* _YOUR TASK_
Please copy every line of the records below that holds the word "React".

[START LISTED ENTRIES]

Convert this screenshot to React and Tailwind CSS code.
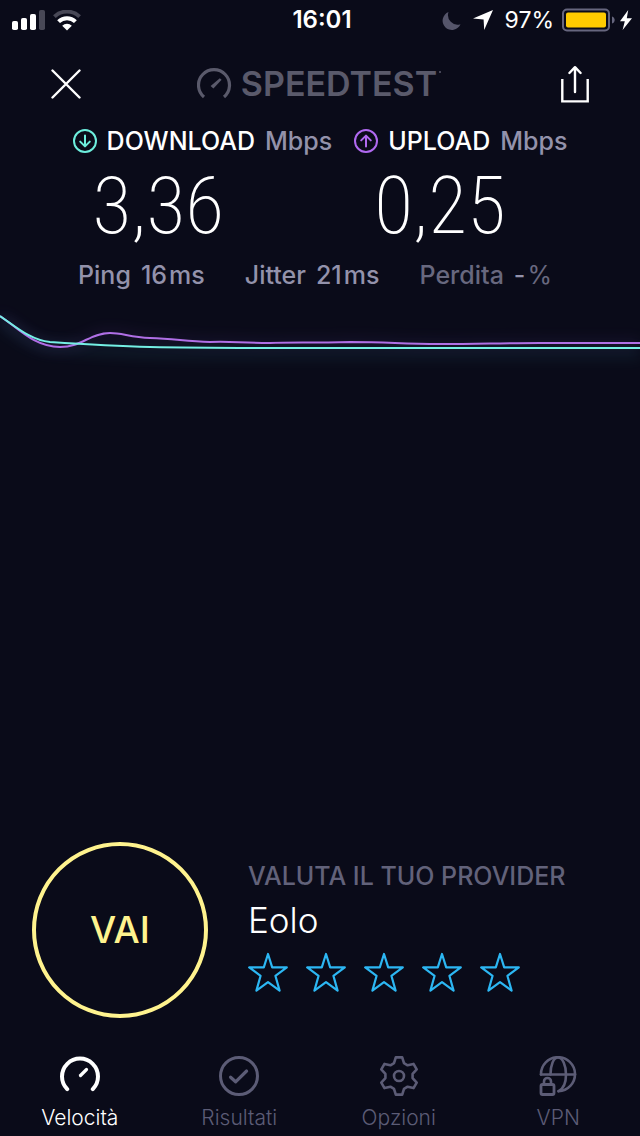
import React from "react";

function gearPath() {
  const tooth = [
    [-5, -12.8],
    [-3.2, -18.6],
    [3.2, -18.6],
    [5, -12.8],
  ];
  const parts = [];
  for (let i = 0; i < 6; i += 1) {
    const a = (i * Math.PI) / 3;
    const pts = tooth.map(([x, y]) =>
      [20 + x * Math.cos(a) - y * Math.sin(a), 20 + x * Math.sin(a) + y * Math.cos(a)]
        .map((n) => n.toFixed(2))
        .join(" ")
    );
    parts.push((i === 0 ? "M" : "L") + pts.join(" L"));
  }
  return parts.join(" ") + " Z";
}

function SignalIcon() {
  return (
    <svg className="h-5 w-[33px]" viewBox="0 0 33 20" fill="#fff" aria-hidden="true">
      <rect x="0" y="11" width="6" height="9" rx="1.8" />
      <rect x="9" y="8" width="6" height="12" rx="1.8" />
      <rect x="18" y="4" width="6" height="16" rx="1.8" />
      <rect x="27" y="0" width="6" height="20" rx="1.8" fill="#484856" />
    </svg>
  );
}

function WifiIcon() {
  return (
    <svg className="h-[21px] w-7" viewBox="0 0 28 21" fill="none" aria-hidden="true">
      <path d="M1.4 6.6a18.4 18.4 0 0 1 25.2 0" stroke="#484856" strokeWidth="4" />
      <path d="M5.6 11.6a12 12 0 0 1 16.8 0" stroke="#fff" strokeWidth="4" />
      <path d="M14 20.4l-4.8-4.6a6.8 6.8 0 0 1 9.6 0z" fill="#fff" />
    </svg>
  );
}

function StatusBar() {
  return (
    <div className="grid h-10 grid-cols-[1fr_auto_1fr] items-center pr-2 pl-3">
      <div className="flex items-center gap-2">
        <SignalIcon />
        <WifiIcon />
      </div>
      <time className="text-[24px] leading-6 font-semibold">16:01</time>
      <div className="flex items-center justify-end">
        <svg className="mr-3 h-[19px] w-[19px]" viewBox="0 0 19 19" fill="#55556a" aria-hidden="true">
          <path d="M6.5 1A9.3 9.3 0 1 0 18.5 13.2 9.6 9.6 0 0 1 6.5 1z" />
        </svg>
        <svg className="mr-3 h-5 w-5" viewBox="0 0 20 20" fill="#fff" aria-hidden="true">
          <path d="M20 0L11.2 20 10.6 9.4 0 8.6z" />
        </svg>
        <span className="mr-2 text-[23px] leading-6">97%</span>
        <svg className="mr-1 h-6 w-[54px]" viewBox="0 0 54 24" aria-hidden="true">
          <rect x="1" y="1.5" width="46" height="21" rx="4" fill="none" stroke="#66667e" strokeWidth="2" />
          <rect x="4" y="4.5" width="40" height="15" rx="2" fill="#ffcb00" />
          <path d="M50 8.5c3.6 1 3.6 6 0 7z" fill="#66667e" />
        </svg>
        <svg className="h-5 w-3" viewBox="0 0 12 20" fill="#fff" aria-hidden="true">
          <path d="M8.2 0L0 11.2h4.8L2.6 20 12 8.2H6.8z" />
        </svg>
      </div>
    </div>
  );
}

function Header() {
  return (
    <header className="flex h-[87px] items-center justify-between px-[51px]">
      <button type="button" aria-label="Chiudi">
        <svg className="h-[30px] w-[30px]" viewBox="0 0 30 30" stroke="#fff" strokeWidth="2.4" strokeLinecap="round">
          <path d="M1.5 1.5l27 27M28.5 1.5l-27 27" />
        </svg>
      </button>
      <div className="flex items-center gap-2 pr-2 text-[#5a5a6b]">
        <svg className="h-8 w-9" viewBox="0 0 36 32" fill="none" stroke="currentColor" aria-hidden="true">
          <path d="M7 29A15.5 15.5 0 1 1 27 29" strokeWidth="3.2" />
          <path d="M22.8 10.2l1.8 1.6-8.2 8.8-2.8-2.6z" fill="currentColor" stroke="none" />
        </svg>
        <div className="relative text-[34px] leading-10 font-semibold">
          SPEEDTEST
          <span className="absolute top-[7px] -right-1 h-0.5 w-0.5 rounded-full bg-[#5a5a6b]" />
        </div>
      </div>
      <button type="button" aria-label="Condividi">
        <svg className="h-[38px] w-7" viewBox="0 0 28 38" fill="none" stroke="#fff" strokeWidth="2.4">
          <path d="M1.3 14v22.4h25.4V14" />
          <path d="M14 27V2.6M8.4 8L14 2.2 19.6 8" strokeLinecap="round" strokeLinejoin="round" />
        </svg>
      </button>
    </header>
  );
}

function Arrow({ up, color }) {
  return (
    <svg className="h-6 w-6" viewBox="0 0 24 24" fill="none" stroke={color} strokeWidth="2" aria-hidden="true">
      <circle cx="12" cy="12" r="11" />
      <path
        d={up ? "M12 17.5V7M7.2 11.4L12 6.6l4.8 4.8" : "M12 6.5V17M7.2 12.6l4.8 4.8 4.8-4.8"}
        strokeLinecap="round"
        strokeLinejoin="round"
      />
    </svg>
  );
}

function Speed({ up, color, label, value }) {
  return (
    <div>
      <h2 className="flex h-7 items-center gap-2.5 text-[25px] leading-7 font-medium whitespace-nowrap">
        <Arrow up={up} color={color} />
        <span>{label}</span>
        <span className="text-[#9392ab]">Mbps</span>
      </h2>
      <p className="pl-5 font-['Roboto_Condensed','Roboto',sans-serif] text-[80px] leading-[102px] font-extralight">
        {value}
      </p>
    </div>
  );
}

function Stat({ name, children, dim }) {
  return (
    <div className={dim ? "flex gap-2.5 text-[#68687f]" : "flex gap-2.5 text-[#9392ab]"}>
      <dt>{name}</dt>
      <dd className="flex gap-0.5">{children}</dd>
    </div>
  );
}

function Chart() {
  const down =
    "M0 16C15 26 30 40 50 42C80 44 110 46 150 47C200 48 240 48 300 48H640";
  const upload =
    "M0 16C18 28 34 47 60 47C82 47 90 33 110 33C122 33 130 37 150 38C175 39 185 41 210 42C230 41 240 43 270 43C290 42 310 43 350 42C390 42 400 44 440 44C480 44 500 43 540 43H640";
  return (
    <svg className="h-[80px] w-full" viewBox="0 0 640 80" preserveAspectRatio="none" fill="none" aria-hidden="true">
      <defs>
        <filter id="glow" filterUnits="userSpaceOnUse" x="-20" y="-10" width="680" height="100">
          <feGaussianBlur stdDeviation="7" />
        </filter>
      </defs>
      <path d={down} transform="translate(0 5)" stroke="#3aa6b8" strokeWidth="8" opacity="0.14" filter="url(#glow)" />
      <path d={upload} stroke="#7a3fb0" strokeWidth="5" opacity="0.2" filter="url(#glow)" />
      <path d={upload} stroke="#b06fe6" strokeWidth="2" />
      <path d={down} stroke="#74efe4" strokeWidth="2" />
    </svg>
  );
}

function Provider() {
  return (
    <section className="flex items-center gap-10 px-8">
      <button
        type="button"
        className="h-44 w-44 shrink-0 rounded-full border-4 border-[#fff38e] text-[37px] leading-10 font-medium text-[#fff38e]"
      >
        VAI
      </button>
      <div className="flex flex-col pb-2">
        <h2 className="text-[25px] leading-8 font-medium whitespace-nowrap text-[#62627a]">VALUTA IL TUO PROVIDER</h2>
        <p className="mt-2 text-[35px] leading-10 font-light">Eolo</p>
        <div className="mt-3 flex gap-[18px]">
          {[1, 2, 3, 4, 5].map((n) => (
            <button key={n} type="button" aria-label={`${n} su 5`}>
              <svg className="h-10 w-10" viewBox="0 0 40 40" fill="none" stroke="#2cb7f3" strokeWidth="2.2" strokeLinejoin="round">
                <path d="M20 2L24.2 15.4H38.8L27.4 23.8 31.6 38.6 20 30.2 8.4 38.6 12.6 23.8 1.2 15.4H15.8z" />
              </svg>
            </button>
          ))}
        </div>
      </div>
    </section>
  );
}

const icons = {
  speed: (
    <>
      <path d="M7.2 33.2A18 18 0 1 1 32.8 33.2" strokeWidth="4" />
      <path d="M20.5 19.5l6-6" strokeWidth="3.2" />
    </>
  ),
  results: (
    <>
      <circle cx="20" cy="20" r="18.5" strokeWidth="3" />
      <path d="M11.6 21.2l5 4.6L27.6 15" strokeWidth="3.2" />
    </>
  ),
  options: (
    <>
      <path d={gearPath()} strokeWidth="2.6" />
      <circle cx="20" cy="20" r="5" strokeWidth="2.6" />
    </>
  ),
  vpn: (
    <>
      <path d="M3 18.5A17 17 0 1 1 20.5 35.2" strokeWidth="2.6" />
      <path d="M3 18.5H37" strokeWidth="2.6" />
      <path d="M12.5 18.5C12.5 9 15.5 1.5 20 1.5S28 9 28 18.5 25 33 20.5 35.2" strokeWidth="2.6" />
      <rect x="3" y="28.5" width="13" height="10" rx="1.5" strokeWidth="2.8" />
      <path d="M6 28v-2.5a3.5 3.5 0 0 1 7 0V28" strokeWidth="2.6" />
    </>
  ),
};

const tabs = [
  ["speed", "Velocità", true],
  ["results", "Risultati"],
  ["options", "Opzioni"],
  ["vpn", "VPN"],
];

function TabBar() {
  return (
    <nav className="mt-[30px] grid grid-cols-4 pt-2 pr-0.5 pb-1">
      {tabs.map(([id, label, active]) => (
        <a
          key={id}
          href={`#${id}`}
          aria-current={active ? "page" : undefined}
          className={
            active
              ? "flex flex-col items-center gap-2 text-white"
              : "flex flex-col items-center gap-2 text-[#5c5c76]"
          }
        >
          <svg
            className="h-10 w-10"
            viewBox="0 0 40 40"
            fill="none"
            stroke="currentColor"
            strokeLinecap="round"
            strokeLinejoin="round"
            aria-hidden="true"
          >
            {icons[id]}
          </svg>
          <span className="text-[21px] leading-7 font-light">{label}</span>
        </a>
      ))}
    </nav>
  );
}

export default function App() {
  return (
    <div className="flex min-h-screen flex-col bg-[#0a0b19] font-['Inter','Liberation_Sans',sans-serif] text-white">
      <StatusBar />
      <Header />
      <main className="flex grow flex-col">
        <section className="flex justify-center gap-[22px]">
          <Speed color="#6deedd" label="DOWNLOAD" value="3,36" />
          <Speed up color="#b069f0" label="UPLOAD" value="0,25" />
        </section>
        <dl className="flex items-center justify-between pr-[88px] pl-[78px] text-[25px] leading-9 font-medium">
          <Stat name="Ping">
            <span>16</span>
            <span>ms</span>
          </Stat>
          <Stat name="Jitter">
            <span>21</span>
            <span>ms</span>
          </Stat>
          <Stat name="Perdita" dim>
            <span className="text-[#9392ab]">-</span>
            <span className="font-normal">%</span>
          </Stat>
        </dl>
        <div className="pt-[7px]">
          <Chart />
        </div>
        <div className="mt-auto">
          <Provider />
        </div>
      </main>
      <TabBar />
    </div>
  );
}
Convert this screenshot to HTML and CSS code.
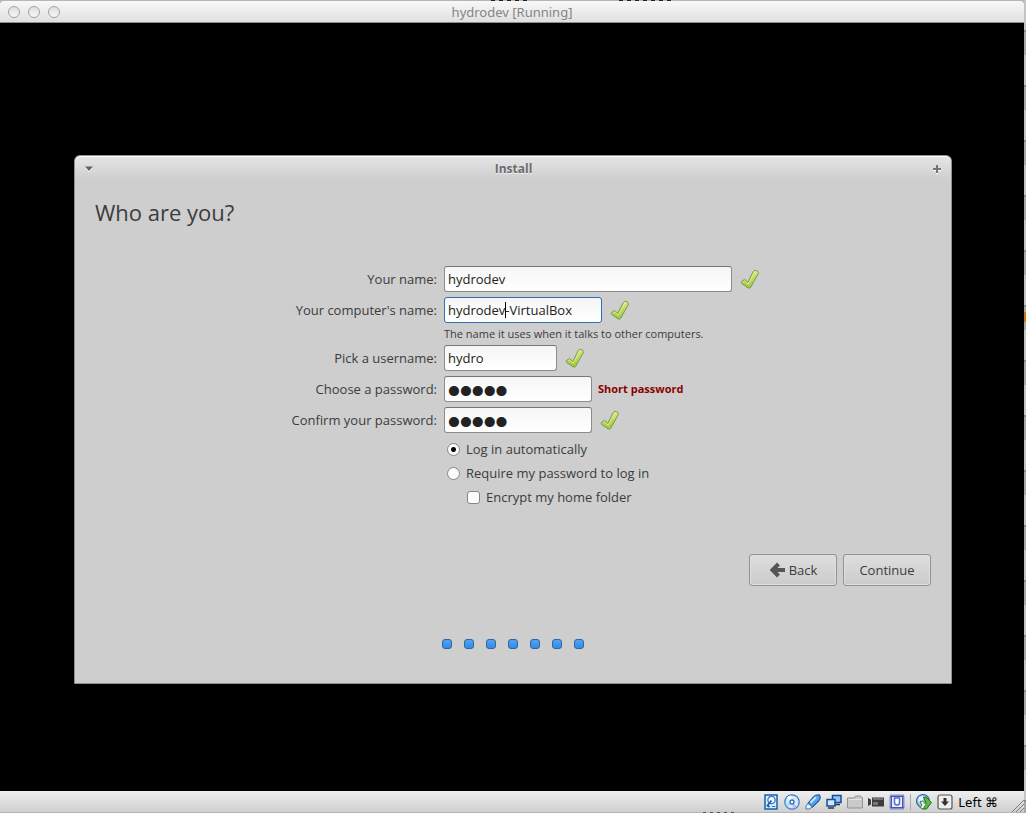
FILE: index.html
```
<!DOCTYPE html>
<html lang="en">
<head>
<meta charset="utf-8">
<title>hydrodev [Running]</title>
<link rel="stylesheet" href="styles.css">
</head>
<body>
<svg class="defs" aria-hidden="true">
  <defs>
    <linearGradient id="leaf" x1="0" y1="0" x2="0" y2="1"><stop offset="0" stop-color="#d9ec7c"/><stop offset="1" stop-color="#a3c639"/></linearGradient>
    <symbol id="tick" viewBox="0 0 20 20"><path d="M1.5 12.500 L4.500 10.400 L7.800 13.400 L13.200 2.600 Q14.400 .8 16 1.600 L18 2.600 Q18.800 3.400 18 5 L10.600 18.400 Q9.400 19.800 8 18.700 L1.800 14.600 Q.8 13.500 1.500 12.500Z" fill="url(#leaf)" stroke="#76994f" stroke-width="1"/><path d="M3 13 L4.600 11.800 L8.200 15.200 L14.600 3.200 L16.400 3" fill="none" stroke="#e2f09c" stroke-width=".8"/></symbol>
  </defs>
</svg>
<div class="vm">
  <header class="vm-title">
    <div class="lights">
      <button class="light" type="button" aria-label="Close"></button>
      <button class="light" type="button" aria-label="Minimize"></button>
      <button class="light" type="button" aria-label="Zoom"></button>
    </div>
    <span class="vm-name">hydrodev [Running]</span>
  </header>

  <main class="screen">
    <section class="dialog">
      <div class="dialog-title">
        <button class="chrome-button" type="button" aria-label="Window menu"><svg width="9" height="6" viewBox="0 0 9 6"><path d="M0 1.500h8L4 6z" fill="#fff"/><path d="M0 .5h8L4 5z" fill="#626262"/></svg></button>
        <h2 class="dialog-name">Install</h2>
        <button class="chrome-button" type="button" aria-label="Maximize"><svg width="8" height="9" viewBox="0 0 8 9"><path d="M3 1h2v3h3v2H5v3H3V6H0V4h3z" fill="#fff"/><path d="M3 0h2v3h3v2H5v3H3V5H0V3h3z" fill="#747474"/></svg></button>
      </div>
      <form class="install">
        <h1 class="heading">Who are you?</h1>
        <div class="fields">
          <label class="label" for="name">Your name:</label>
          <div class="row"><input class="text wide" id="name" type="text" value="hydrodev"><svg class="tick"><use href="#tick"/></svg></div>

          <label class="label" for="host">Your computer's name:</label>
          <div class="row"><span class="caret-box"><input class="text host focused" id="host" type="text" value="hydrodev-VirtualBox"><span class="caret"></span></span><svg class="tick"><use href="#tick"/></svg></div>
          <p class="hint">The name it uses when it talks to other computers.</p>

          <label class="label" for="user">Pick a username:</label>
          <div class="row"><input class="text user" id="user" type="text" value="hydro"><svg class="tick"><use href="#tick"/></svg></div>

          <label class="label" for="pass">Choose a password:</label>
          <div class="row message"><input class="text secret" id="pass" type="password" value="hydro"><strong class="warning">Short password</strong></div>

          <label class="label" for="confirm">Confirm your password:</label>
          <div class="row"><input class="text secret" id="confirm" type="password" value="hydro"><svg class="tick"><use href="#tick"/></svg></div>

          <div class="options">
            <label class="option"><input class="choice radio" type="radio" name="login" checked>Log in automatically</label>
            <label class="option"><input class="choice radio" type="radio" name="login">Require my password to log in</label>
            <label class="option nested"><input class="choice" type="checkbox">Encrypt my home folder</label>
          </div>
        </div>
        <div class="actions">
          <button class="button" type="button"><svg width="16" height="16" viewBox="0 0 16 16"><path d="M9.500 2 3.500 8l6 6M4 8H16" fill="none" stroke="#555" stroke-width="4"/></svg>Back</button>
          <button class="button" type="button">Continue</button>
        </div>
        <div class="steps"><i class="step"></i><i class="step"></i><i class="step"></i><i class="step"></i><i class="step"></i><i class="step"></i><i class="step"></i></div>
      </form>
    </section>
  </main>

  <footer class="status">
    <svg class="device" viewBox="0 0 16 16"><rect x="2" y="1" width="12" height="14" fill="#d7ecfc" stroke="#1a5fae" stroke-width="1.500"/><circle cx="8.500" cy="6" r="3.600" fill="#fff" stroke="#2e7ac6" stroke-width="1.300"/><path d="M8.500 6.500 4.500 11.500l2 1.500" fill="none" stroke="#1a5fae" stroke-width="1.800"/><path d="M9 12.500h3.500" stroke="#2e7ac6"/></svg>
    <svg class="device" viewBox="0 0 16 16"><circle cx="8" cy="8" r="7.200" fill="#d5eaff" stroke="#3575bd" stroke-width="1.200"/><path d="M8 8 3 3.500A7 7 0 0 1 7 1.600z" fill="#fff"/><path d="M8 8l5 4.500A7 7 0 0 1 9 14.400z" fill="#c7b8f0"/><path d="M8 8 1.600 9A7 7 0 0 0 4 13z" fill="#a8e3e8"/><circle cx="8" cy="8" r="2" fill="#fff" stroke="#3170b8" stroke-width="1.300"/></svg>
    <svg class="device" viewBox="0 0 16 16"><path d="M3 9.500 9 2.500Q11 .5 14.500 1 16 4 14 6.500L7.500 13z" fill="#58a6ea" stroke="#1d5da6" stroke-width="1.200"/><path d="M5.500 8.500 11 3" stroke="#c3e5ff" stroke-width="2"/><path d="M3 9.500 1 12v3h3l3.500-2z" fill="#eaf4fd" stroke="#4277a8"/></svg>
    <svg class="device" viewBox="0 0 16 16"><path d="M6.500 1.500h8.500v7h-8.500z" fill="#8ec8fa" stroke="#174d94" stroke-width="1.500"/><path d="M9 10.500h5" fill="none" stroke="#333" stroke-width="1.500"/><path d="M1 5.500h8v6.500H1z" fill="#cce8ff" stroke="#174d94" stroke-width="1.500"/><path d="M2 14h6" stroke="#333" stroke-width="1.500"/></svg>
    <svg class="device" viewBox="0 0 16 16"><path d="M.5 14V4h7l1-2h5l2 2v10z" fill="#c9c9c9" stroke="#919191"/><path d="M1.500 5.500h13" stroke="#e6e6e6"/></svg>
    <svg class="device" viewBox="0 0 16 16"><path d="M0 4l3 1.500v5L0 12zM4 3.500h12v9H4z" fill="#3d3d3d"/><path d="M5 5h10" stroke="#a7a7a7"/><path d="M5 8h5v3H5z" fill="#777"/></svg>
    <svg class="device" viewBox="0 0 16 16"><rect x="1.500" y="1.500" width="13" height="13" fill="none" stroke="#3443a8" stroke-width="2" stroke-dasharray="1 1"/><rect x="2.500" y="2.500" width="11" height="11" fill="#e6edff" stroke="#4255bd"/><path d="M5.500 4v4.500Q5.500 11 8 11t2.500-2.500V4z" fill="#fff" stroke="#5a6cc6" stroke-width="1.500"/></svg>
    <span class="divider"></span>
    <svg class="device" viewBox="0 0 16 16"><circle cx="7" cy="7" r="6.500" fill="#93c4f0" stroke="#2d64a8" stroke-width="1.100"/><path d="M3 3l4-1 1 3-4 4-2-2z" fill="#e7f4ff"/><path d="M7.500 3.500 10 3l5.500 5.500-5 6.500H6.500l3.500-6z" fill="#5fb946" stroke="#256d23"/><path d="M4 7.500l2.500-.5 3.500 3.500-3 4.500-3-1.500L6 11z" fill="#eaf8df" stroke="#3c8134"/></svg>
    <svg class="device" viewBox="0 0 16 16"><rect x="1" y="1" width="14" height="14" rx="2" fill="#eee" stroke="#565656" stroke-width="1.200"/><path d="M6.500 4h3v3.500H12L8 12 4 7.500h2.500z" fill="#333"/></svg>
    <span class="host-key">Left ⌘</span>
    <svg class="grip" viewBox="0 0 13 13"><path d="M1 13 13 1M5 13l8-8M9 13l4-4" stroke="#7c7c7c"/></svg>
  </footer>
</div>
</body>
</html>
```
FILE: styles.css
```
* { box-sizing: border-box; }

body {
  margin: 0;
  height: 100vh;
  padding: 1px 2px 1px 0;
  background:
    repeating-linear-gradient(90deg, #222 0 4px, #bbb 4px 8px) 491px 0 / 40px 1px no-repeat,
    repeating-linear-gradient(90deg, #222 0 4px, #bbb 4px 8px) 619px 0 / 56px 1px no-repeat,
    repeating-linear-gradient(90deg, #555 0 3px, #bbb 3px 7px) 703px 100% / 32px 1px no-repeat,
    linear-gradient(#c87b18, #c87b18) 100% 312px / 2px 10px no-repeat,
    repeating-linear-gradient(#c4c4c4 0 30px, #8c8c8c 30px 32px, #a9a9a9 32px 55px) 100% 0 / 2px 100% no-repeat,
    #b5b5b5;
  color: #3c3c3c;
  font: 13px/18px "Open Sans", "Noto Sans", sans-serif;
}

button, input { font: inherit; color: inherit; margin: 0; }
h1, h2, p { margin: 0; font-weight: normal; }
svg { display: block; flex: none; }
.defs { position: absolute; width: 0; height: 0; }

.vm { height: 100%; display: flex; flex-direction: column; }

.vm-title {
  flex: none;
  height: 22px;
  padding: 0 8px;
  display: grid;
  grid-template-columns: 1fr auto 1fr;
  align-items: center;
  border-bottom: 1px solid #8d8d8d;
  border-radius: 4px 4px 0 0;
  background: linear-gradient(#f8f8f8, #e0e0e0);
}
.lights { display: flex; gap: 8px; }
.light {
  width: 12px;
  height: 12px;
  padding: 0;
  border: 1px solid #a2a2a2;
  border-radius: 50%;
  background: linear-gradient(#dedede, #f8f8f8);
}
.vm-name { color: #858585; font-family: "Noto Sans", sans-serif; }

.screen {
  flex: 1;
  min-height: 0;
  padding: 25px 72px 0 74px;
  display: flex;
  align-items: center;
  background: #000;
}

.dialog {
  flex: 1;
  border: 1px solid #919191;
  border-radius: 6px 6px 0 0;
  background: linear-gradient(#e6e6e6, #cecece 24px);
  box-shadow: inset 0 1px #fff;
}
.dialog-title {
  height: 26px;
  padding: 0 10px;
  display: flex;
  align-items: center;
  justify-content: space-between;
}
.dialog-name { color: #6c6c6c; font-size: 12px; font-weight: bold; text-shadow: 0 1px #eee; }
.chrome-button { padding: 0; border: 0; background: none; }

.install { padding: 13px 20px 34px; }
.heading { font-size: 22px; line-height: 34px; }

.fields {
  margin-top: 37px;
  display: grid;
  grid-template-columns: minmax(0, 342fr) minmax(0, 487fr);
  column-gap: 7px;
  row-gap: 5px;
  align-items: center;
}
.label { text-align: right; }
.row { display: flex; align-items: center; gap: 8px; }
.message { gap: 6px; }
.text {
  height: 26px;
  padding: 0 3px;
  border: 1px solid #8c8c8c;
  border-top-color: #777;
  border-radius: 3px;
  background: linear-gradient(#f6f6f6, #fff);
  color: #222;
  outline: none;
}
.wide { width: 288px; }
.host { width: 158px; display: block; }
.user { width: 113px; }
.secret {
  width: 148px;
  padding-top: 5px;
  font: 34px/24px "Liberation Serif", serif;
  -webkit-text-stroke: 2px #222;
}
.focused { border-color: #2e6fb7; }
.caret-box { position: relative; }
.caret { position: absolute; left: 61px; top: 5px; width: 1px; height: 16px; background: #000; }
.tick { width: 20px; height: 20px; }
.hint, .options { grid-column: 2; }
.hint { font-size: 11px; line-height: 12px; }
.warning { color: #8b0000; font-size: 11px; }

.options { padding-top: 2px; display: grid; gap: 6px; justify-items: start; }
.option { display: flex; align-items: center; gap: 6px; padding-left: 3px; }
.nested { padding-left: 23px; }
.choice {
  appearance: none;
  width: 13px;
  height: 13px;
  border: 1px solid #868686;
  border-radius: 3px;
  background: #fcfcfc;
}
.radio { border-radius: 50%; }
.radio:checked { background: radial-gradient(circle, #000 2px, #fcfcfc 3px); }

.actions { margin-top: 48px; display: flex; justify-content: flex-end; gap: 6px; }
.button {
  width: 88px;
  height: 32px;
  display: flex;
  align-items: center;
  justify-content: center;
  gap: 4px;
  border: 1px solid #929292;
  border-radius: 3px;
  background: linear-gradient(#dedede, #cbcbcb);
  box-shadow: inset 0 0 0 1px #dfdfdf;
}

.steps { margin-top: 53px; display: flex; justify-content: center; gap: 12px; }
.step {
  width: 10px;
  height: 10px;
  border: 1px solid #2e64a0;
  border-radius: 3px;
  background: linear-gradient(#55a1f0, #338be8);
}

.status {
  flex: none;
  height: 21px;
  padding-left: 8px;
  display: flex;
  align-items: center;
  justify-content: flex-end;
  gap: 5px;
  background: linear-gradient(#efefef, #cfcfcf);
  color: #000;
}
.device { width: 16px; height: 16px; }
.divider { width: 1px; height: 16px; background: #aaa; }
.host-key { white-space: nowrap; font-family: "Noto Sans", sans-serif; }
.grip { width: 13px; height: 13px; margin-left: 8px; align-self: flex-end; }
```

[END LISTED ENTRIES]

* _SOLUTION FOR THIS PROBLEM_
Convert this screenshot to React and Tailwind CSS code.
import React from "react";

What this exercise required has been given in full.